A study in Cattle.
Many years ago, staying at the Château de Fervacques, in Normandy, at Madame de Custine's, I occupied the bed-room of Henry IV.: my bed was enormous; the Bearnese had slept in it with some Florette or other: I gained royalism there, for I did not have it by nature. Moats filled with water surround the castle. The view from my window spread over meadows edged by the little River Fervacques. In those meadows I perceived, one morning, an elegant sow of extraordinary whiteness; it looked as though it might be the mother of Prince Marcassin. It lay at the foot of a willow, on the cool grass, in the dew: a young boar-pig gathered a little fine, serrate moss with its ivory tusks and came to lay it on the sleeper; it repeated this operation so many times that the white wild-sow was entirely hidden: one saw only its black feet stick out from under the downy verdure in which it was buried.

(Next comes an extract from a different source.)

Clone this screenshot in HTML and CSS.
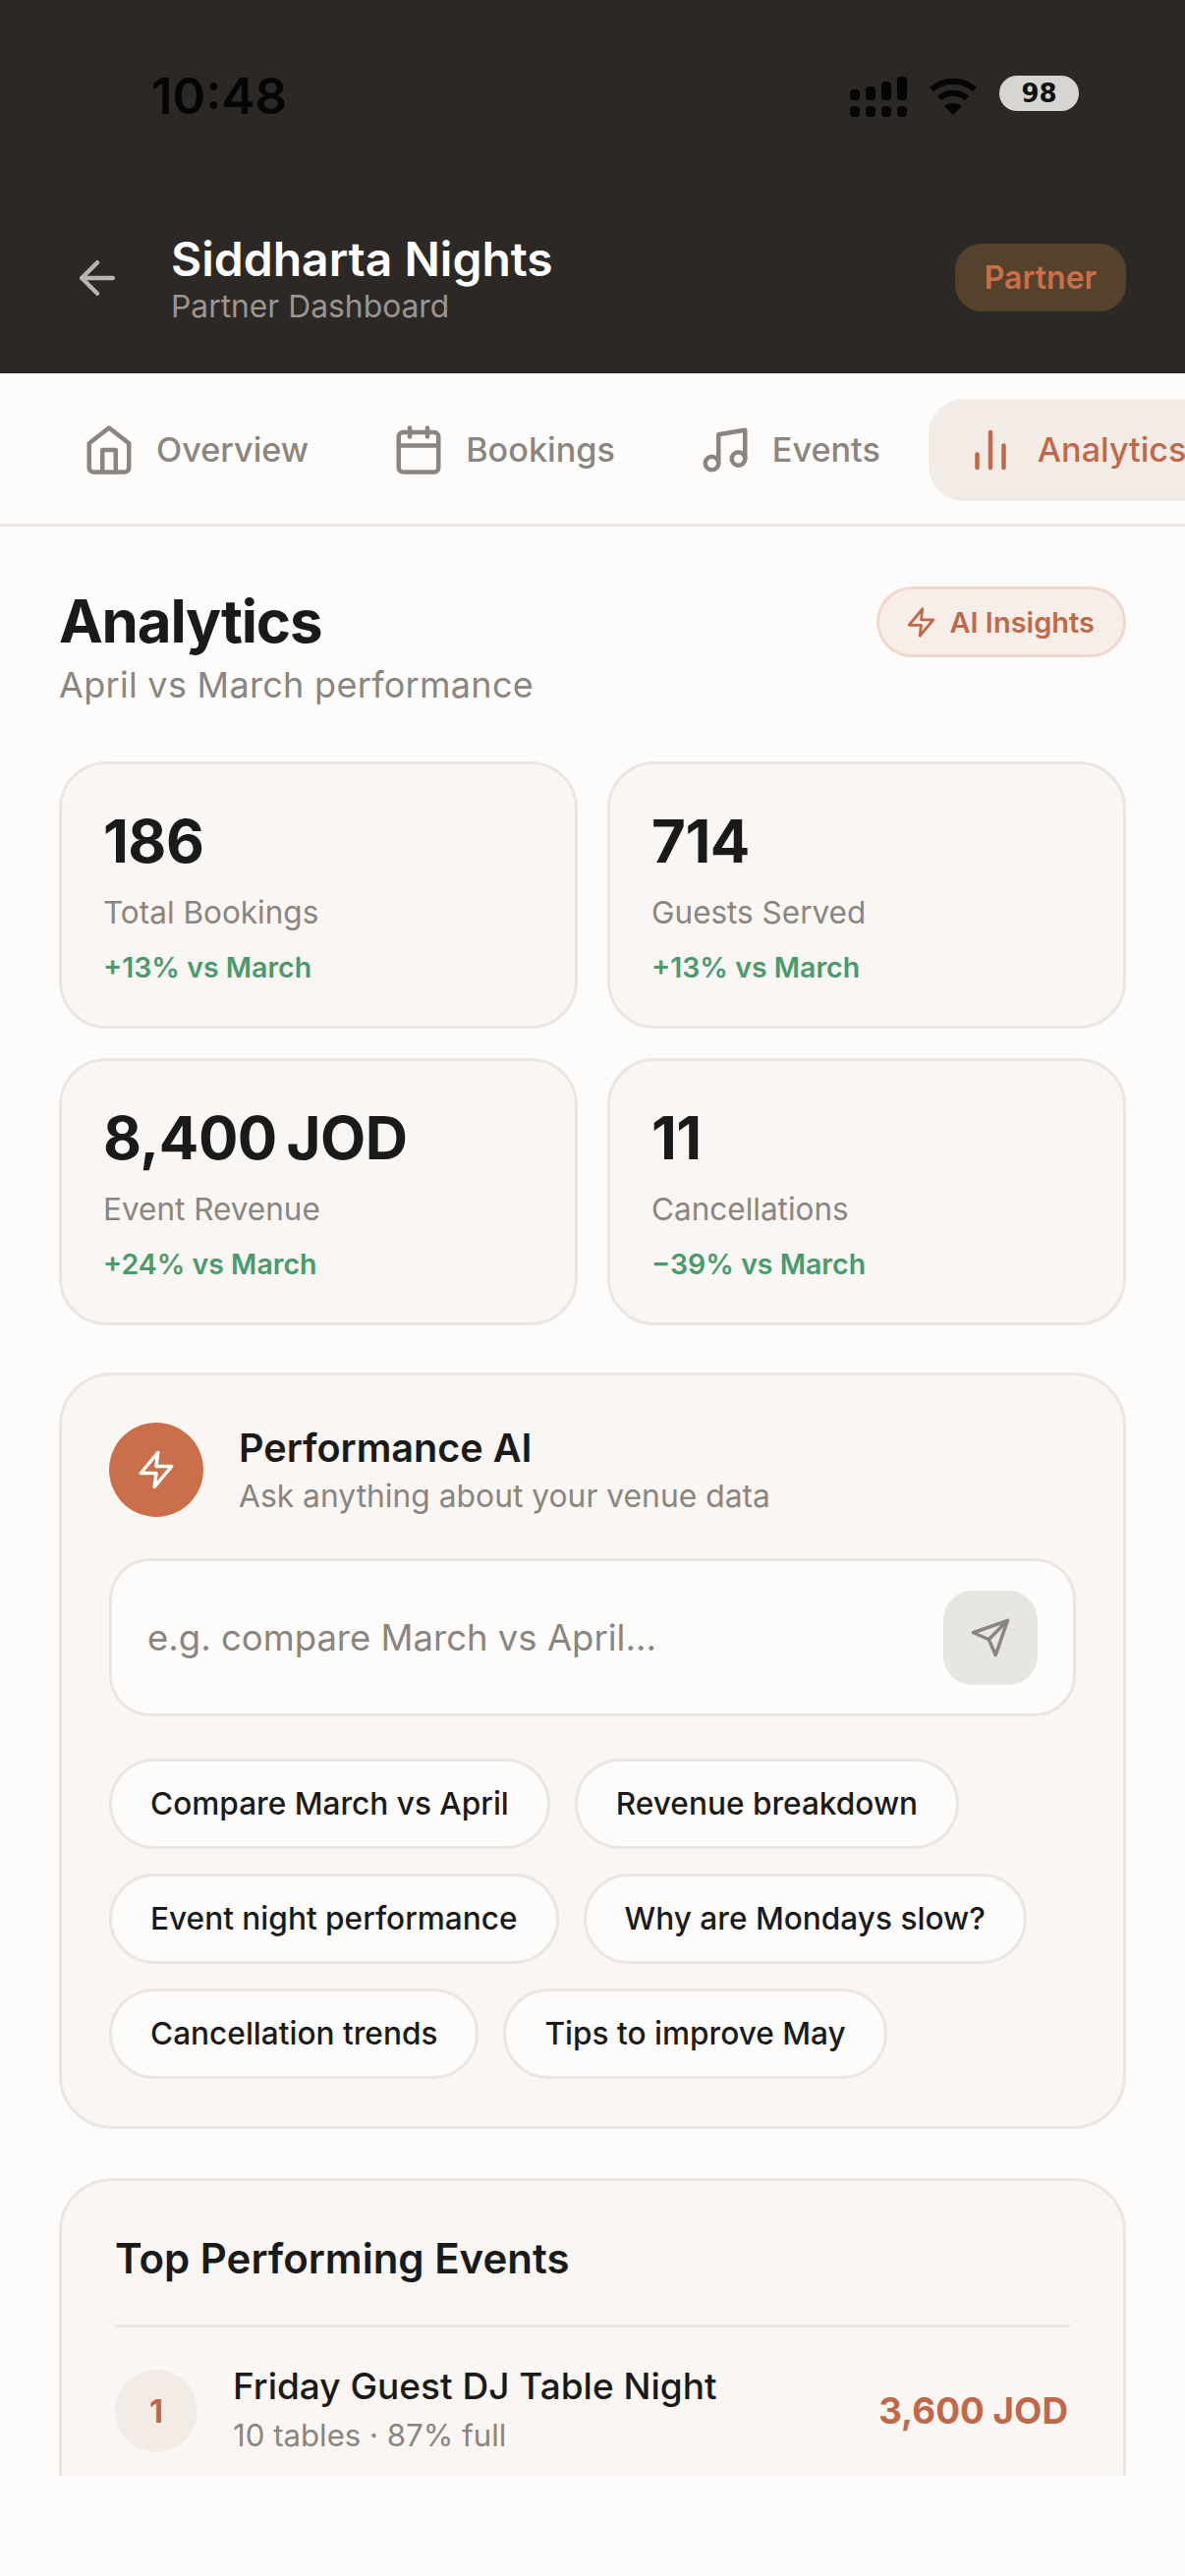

Be this told to the glory of an ill-famed beast of which I should blush to have spoken at too great length, if Homer had not sung it I perceive, in fact, that this part of my Memoirs is nothing less than an Odyssey: Waldmünchen is Ithaca; the shepherd is the faithful Eumæus with his swine; I am the son of Laertes, returning after wandering on land and sea. I should, perhaps, have done better to intoxicate myself with the nectar of Evanthes, to eat the flower of the moly-plant, to linger in the land of the Lotus-eaters, to remain with Circe, or to obey the song of the Syrens saying:
"Approach, come to us!"
22 May 1833.
If I were twenty years old, I should seek some adventures at Waldmünchen, as a means of shortening the hours; but, at my age, we have no silk ladders left, save in our memory, and we no longer scale walls except with the shadows. Formerly, I was very intimate with my body; I used to advise it to live wisely, in order to show itself quite lively and quite jolly in forty years' time. It laughed at the sermons of my soul, persisted in making merry and would not have given two doits to be one day what is called "a well-preserved man:"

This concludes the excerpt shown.